L'arrivée Omicron, source de dépenses supplémentaires
Reste que l'arrivée du variant Omicron risque de compliquer la donne. " Pour de nombreuses sociétés, nous savons que cela génère de l'incertitude ... et qu'elles auront moins de marges de manœuvre pour valoriser les rémunérations, " ajoute encore ce conseiller.
Dans ces toutes dernières prévisions publiées ce 20 décembre, la Banque de France ne cache pas sa prudence face à un regain épidemique, qui pourrait "tasser la croissance". L'institution parie sur une croissance à 3,6 au lieu de 3,7% en début d'année 2022. Un léger recul qui pourrait toutefois vite s'intensifier en cas de fermeture des frontières, de rétablissement de couvre-feus ou de confinement.

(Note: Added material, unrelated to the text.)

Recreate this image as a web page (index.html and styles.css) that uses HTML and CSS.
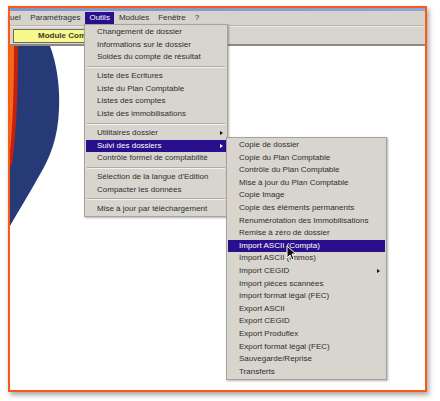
FILE: index.html
```html
<!DOCTYPE html>
<html lang="fr">
<head>
    <meta charset="UTF-8">
    <title>Outils - Suivi des dossiers</title>
    <link rel="stylesheet" href="styles.css">
</head>
<body>
    <div class="window">
        <div class="titlebar"></div>
        <div class="menubar">
            <span class="menubar-item first">uel</span>
            <span class="menubar-item">Paramétrages</span>
            <span class="menubar-item active">Outils</span>
            <span class="menubar-item">Modules</span>
            <span class="menubar-item">Fenêtre</span>
            <span class="menubar-item">?</span>
        </div>
        <div class="toolbar">
            <div class="module-box">Module Com</div>
        </div>
        <div class="content">
            <!-- logo arc on the left edge -->
            <svg class="logo" width="60" height="190" viewBox="0 0 60 190">
                <path d="M0,0 L40,0 C47,18 50,42 49,63 C48,92 40,112 29,130 C19,148 8,166 0,180 Z" fill="#263a78"/>
                <path d="M0,0 L8,0 C8,40 7,80 2,118 L0,120 Z" fill="#c8200c"/>
                <path d="M0,0 L4,0 C4,40 3,75 0,105 Z" fill="#f26a1b"/>
            </svg>
        </div>
    </div>

    <div class="menu menu-outils">
        <div class="item">Changement de dossier</div>
        <div class="item">Informations sur le dossier</div>
        <div class="item">Soldes du compte de résultat</div>
        <div class="separator"></div>
        <div class="item">Liste des Ecritures</div>
        <div class="item">Liste du Plan Comptable</div>
        <div class="item">Listes des comptes</div>
        <div class="item">Liste des immobilisations</div>
        <div class="separator"></div>
        <div class="item has-sub">Utilitaires dossier</div>
        <div class="item has-sub selected">Suivi des dossiers</div>
        <div class="item">Contrôle formel de comptabilité</div>
        <div class="separator"></div>
        <div class="item">Sélection de la langue d'Edition</div>
        <div class="item">Compacter les données</div>
        <div class="separator"></div>
        <div class="item">Mise à jour par téléchargement</div>
    </div>

    <div class="menu menu-suivi">
        <div class="item">Copie de dossier</div>
        <div class="item">Copie du Plan Comptable</div>
        <div class="item">Contrôle du Plan Comptable</div>
        <div class="item">Mise à jour du Plan Comptable</div>
        <div class="item">Copie Image</div>
        <div class="item">Copie des éléments permanents</div>
        <div class="item">Renumérotation des Immobilisations</div>
        <div class="item">Remise à zéro de dossier</div>
        <div class="item selected">Import ASCII (Compta)</div>
        <div class="item">Import ASCII (Immos)</div>
        <div class="item has-sub">Import CEGID</div>
        <div class="item">Import pièces scannées</div>
        <div class="item">Import format légal (FEC)</div>
        <div class="item">Export ASCII</div>
        <div class="item">Export CEGID</div>
        <div class="item">Export Produflex</div>
        <div class="item">Export format légal (FEC)</div>
        <div class="item">Sauvegarde/Reprise</div>
        <div class="item">Transferts</div>
    </div>

    <!-- mouse pointer -->
    <svg class="cursor" width="11" height="16" viewBox="0 0 11 16">
        <path d="M1,1 L1,13 L4,10 L6,15 L8,14 L6,9 L10,9 Z" fill="#111" stroke="#fff" stroke-width="1"/>
    </svg>
</body>
</html>
```

FILE: styles.css
```css
body {
    margin: 0;
    width: 440px;
    height: 401px;
    overflow: hidden;
    background: #fff;
    font-family: "Liberation Sans", Arial, sans-serif;
    font-size: 8px;
    color: #2e2e2e;
}

.window {
    margin: 6px 0 0 8px;
    width: 415px;
    height: 382px;
    border: 2px solid #fb5a16;
    box-shadow: 2px 3px 5px rgba(0, 0, 0, 0.35);
    display: flex;
    flex-direction: column;
    background: #fff;
}

.titlebar {
    height: 3px;
    background: linear-gradient(to right, #7f93cf, #8ea3da);
}

.menubar {
    height: 14px;
    display: flex;
    align-items: center;
    background: #d6d3cd;
    border-bottom: 1px solid #b9b6b0;
}

.menubar-item {
    padding: 0 4.5px;
    height: 12px;
    line-height: 12px;
}

.menubar-item.first {
    padding-left: 0;
    padding-right: 5px;
}

.menubar-item.active {
    background: #2a0f8c;
    color: #fff;
}

.toolbar {
    height: 17px;
    display: flex;
    align-items: center;
    padding-left: 3px;
    background: #d8d5cf;
    border-top: 1px solid #ece9e4;
    border-bottom: 2px solid #8d8a86;
}

/* the right end of the box sits under the Outils menu */
.module-box {
    height: 12px;
    line-height: 12px;
    padding: 0 2px 0 24px;
    background: #f8f88e;
    border: 1px solid #6b6b60;
    font-weight: bold;
    color: #3a3a2a;
    white-space: nowrap;
}

.content {
    flex: 1;
    position: relative;
}

.logo {
    display: block;
}

.menu {
    position: absolute;
    background: #d8d5cf;
    border: 1px solid #a6a29b;
    padding: 1px;
    box-shadow: 1px 1px 2px rgba(0, 0, 0, 0.3);
}

.menu-outils {
    left: 84px;
    top: 24px;
    width: 140px;
}

.menu-suivi {
    left: 226px;
    top: 137px;
    width: 157px;
}

.item {
    position: relative;
    height: 12.6px;
    line-height: 12.6px;
    padding-left: 11px;
    white-space: nowrap;
}

.item.selected {
    background: #2a0f8c;
    color: #fff;
}

.has-sub::after {
    content: "";
    position: absolute;
    right: 3px;
    top: 4.5px;
    border-left: 3px solid #111;
    border-top: 2px solid transparent;
    border-bottom: 2px solid transparent;
}

.menu-suivi .has-sub::after {
    right: 5px;
}

.has-sub.selected::after {
    border-left-color: #fff;
}

.separator {
    height: 0;
    margin: 2.2px 1px;
    border-top: 1px solid #b0aca5;
    border-bottom: 1px solid #f4f2ee;
}

.cursor {
    position: absolute;
    left: 286px;
    top: 245px;
}
```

Quant au gouvernement, il sait que si la situation sanitaire se détériore rapidement, et s'il doit prendre des mesures contraignant l'économie, il devra compenser les pertes. Il lui faudra réactiver certains dispositifs du "quoi qu'il en coûte".
Il a d'ailleurs déjà commencé à le faire, avec les discothèques par exemple, qui ont du fermer leurs portes pour un mois en cette fin d'année. Idem ce mardi 21 décembre, pour les entreprises de l'événementiel, les traiteurs, les agences de voyages , qui pâtissent de la reprise de l'épidémie. Le ministère de l'Economie leur a promis un soutien spécifique, via une prise en charge de leurs coûts fixes en cas de perte de chiffres d'affaires supérieures à 50 %. L'objectif étant de compenser jusqu'à 90 % la perte d'exploitation.
Avec Omicron, il y a de forts risques que le "père Noël Macron" continue sa tournée bien au-delà des fêtes ! Et ce, malgré les critiques.